Saudi Minister of Industry and Mineral Resources Bandar Alkhorayef held talks in Riyadh on Tuesday with Chinese company BYD Founder and Chairman Wang Chuanfu to discuss cooperation in automotive manufacturing and the transfer of advanced vehicle technologies to the Kingdom.

They explored ways to strengthen industrial cooperation and expand promising investment opportunities to localize the automotive industry in the Kingdom, with particular focus on electric vehicle manufacturing to meet growing domestic demand and reinforce Saudi Arabia’s position as a leading regional and global hub for automotive production.

Discussions tackled the incentives and enablers offered to investors in high-value industries, including the automotive sector, as well as the Kingdom’s significant investments in electric vehicle charging infrastructure.
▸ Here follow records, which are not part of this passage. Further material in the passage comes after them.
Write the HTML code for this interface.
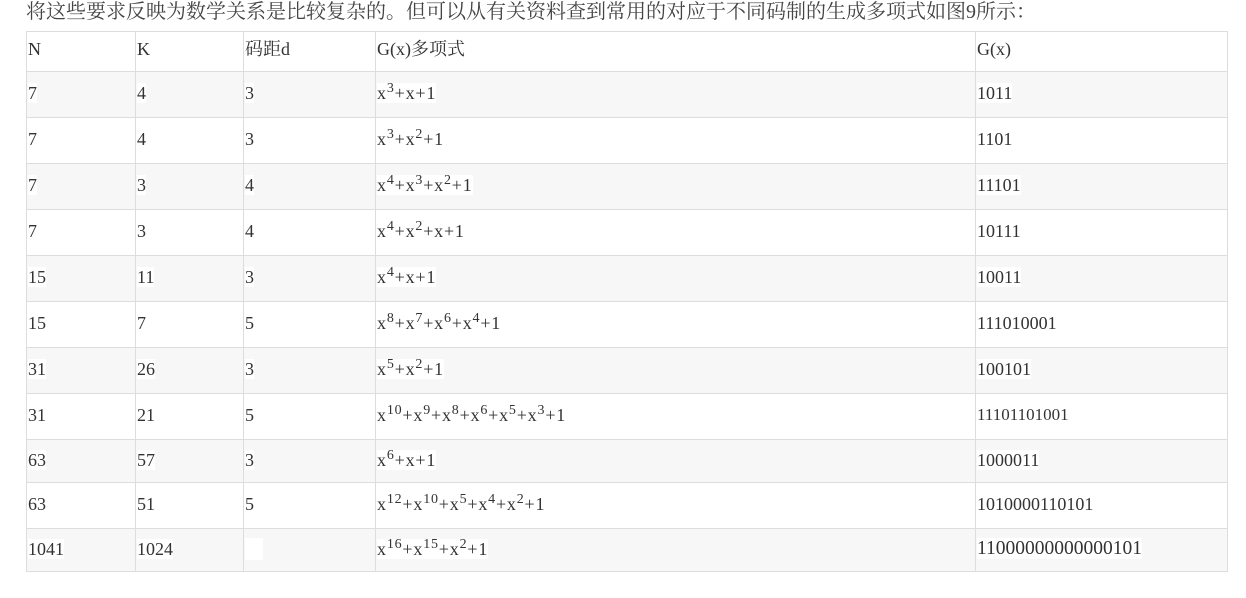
<!DOCTYPE html>
<html><head><meta charset="utf-8"><style>
body{margin:0;width:1246px;height:598px;background:#fff;font-family:"Liberation Serif","Noto Serif CJK SC",serif;color:#333;font-size:18px;position:relative;overflow:hidden}
.h{position:absolute;left:26px;top:-5px;white-space:nowrap;font-size:20px;color:#444}
table{position:absolute;left:26px;top:31px;border-collapse:collapse;table-layout:fixed}
td{border:1px solid #ddd;padding:0 0 3px 1px;vertical-align:middle;white-space:nowrap;line-height:22px}
tr.g td{background:#f7f7f7}
td span{background:#fff}
td.p{letter-spacing:0.8px}
sup{font-size:14px;vertical-align:7px;line-height:0}
</style></head><body>
<div class="h">将这些要求反映为数学关系是比较复杂的。但可以从有关资料查到常用的对应于不同码制的生成多项式如图9所示：</div>
<table>
<colgroup><col style="width:109px"><col style="width:108px"><col style="width:132px"><col style="width:600px"><col style="width:252px"></colgroup>
<tr style="height:40px"><td style="padding-bottom:6px">N</td><td style="padding-bottom:6px">K</td><td style="padding-bottom:6px">码距d</td><td style="padding-bottom:6px">G(x)多项式</td><td style="padding-bottom:6px">G(x)</td></tr>
<tr class="g" style="height:46px"><td><span>7</span></td><td><span>4</span></td><td><span>3</span></td><td class="p"><span>x<sup>3</sup>+x+1</span></td><td><span>1011</span></td></tr>
<tr style="height:46px"><td>7</td><td>4</td><td>3</td><td class="p">x<sup>3</sup>+x<sup>2</sup>+1</td><td>1101</td></tr>
<tr class="g" style="height:46px"><td><span>7</span></td><td><span>3</span></td><td><span>4</span></td><td class="p"><span>x<sup>4</sup>+x<sup>3</sup>+x<sup>2</sup>+1</span></td><td><span>11101</span></td></tr>
<tr style="height:46px"><td>7</td><td>3</td><td>4</td><td class="p">x<sup>4</sup>+x<sup>2</sup>+x+1</td><td>10111</td></tr>
<tr class="g" style="height:46px"><td><span>15</span></td><td><span>11</span></td><td><span>3</span></td><td class="p"><span>x<sup>4</sup>+x+1</span></td><td><span>10011</span></td></tr>
<tr style="height:46px"><td>15</td><td>7</td><td>5</td><td class="p">x<sup>8</sup>+x<sup>7</sup>+x<sup>6</sup>+x<sup>4</sup>+1</td><td>111010001</td></tr>
<tr class="g" style="height:46px"><td><span>31</span></td><td><span>26</span></td><td><span>3</span></td><td class="p"><span>x<sup>5</sup>+x<sup>2</sup>+1</span></td><td><span>100101</span></td></tr>
<tr style="height:46px"><td>31</td><td>21</td><td>5</td><td class="p">x<sup>10</sup>+x<sup>9</sup>+x<sup>8</sup>+x<sup>6</sup>+x<sup>5</sup>+x<sup>3</sup>+1</td><td style="font-size:17px">11101101001</td></tr>
<tr class="g" style="height:43px"><td><span>63</span></td><td><span>57</span></td><td><span>3</span></td><td class="p"><span>x<sup>6</sup>+x+1</span></td><td><span>1000011</span></td></tr>
<tr style="height:46px"><td>63</td><td>51</td><td>5</td><td class="p">x<sup>12</sup>+x<sup>10</sup>+x<sup>5</sup>+x<sup>4</sup>+x<sup>2</sup>+1</td><td>1010000110101</td></tr>
<tr class="g" style="height:43px"><td><span>1041</span></td><td><span>1024</span></td><td><span style="display:inline-block;width:18px;height:22px;vertical-align:middle"></span></td><td class="p"><span>x<sup>16</sup>+x<sup>15</sup>+x<sup>2</sup>+1</span></td><td style="font-size:19.5px"><span>11000000000000101</span></td></tr>
</table>
</body></html>
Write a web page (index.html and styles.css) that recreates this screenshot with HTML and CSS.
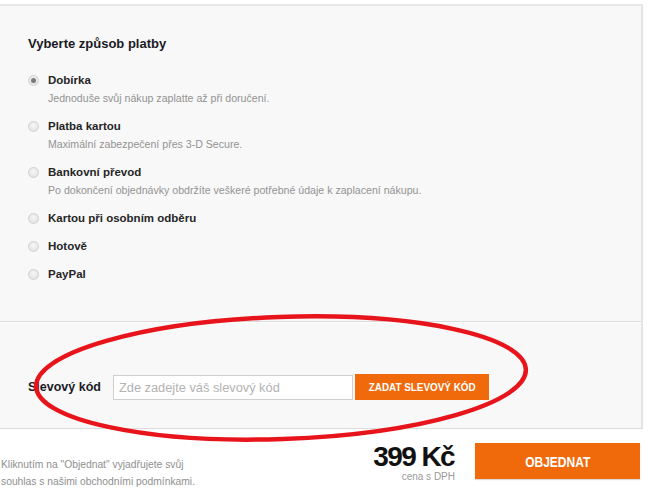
FILE: index.html
```html
<!DOCTYPE html>
<html lang="cs">
<head>
<meta charset="utf-8">
<link rel="stylesheet" href="styles.css">
</head>
<body>
<div class="page">
  <div class="panel">
    <section class="payment">
      <h2 class="title">Vyberte způsob platby</h2>
      <ul class="options">
        <li class="option">
          <span class="radio checked"></span>
          <div class="texts">
            <div class="label">Dobírka</div>
            <div class="desc">Jednoduše svůj nákup zaplatte až při doručení.</div>
          </div>
        </li>
        <li class="option">
          <span class="radio"></span>
          <div class="texts">
            <div class="label">Platba kartou</div>
            <div class="desc">Maximální zabezpečení přes 3-D Secure.</div>
          </div>
        </li>
        <li class="option">
          <span class="radio"></span>
          <div class="texts">
            <div class="label">Bankovní převod</div>
            <div class="desc">Po dokončení objednávky obdržíte veškeré potřebné údaje k zaplacení nákupu.</div>
          </div>
        </li>
        <li class="option">
          <span class="radio"></span>
          <div class="texts"><div class="label">Kartou při osobním odběru</div></div>
        </li>
        <li class="option">
          <span class="radio"></span>
          <div class="texts"><div class="label">Hotově</div></div>
        </li>
        <li class="option">
          <span class="radio"></span>
          <div class="texts"><div class="label">PayPal</div></div>
        </li>
      </ul>
    </section>
    <section class="discount">
      <label class="disc-label">Slevový kód</label>
      <input class="disc-input" type="text" placeholder="Zde zadejte váš slevový kód">
      <button class="disc-btn"><span class="condensed">ZADAT SLEVOVÝ KÓD</span></button>
    </section>
  </div>
  <footer class="footer">
    <p class="terms">Kliknutím na "Objednat" vyjadřujete svůj<br>souhlas s našimi obchodními podmínkami.</p>
    <div class="price">
      <div class="amount">399 Kč</div>
      <div class="vat">cena s DPH</div>
    </div>
    <button class="order-btn"><span class="condensed">OBJEDNAT</span></button>
  </footer>
  <svg class="annotation" width="650" height="491" viewBox="0 0 650 491">
    <ellipse cx="281" cy="378" rx="245" ry="61" transform="rotate(-2 281 378)" fill="none" stroke="#e8141c" stroke-width="4.5"/>
  </svg>
</div>
</body>
</html>
```
FILE: styles.css
```css
* { box-sizing: border-box; }
html, body { margin: 0; padding: 0; background: #fff; }
body {
  font-family: "Liberation Sans", Arial, sans-serif;
  color: #222;
  width: 650px;
  height: 491px;
  overflow: hidden;
}
.page { position: relative; width: 650px; height: 491px; padding-top: 4px; }
.panel {
  width: 643px;
  background: #f8f8f8;
  border-top: 2px solid #e7e7e7;
  border-right: 2px solid #e4e4e4;
  border-bottom: 1px solid #dcdcdc;
}
.payment {
  padding: 30px 0 38px 28px;
  border-bottom: 1px solid #dadada;
}
.title {
  margin: 0;
  font-size: 13px;
  line-height: 16px;
  font-weight: bold;
  color: #1b1b26;
}
.options {
  list-style: none;
  margin: 19px 0 0;
  padding: 0;
  display: flex;
  flex-direction: column;
  gap: 10px;
}
.option { display: flex; align-items: flex-start; gap: 9px; }
.radio {
  width: 11px; height: 11px;
  margin-top: 4px;
  border-radius: 50%;
  border: 1px solid #d2d2d2;
  background: radial-gradient(circle at 50% 40%, #f6f6f6, #dedede);
  flex: none;
  display: flex; align-items: center; justify-content: center;
}
.radio.checked::after {
  content: "";
  width: 5px; height: 5px; border-radius: 50%;
  background: #7a7a7a;
}
.label {
  font-size: 11.5px;
  line-height: 18px;
  color: #262626;
  font-weight: bold;
}
.desc {
  font-size: 10.6px;
  line-height: 18px;
  color: #939393;
}
.discount {
  display: flex;
  align-items: center;
  padding: 51px 0 28px 28px;
  border-top: 1px solid #fff;
}
.disc-label {
  font-size: 12.5px;
  font-weight: bold;
  color: #1b1b26;
  width: 85px;
}
.disc-input {
  width: 240px; height: 25px;
  border: 1px solid #cfcfcf;
  background: #fff;
  font-family: "Liberation Sans", Arial, sans-serif;
  font-size: 12.8px;
  padding: 0 5px;
  color: #333;
  outline: none;
}
.disc-input::placeholder { color: #b3b3b3; }
.disc-btn {
  margin-left: 2px;
  width: 134px; height: 26px;
  border: none;
  background: #f06a0c;
  color: #fff;
  font-family: "Liberation Sans", Arial, sans-serif;
  font-weight: bold;
  font-size: 11.5px;
  padding: 0;
  white-space: nowrap;
}
.condensed {
  display: inline-block;
  transform: scaleX(0.86);
}
.footer {
  display: flex;
  align-items: flex-start;
  padding-top: 14px;
  padding-right: 10px;
}
.terms {
  margin: 13px 0 0 1px;
  font-size: 10.3px;
  line-height: 17px;
  color: #8f8f8f;
  width: 360px;
}
.price {
  margin-left: auto;
  text-align: right;
}
.amount {
  font-size: 28px;
  line-height: 28px;
  font-weight: bold;
  color: #111;
  letter-spacing: -1.6px;
  padding-right: 1px;
}
.vat {
  font-size: 10px;
  line-height: 12px;
  color: #9a9a9a;
}
.order-btn {
  margin-left: 20px;
  width: 165px; height: 36px;
  border: none;
  background: #f06a0c;
  color: #fff;
  font-family: "Liberation Sans", Arial, sans-serif;
  font-weight: bold;
  font-size: 15px;
  box-shadow: 0 1px 1px rgba(0,0,0,0.15);
}
.order-btn .condensed { transform: scaleX(0.8); }
.annotation {
  position: absolute;
  left: 0; top: 0;
  pointer-events: none;
}
```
The meeting highlighted the objectives of the comprehensive strategy for the mining and mineral industries, which emphasizes support for the electric vehicle ecosystem and the development of local supply chains for battery manufacturing and advanced materials.

These efforts help in localizing the automotive industry and advancing the goals of Saudi Vision 2030 to diversify the national economy.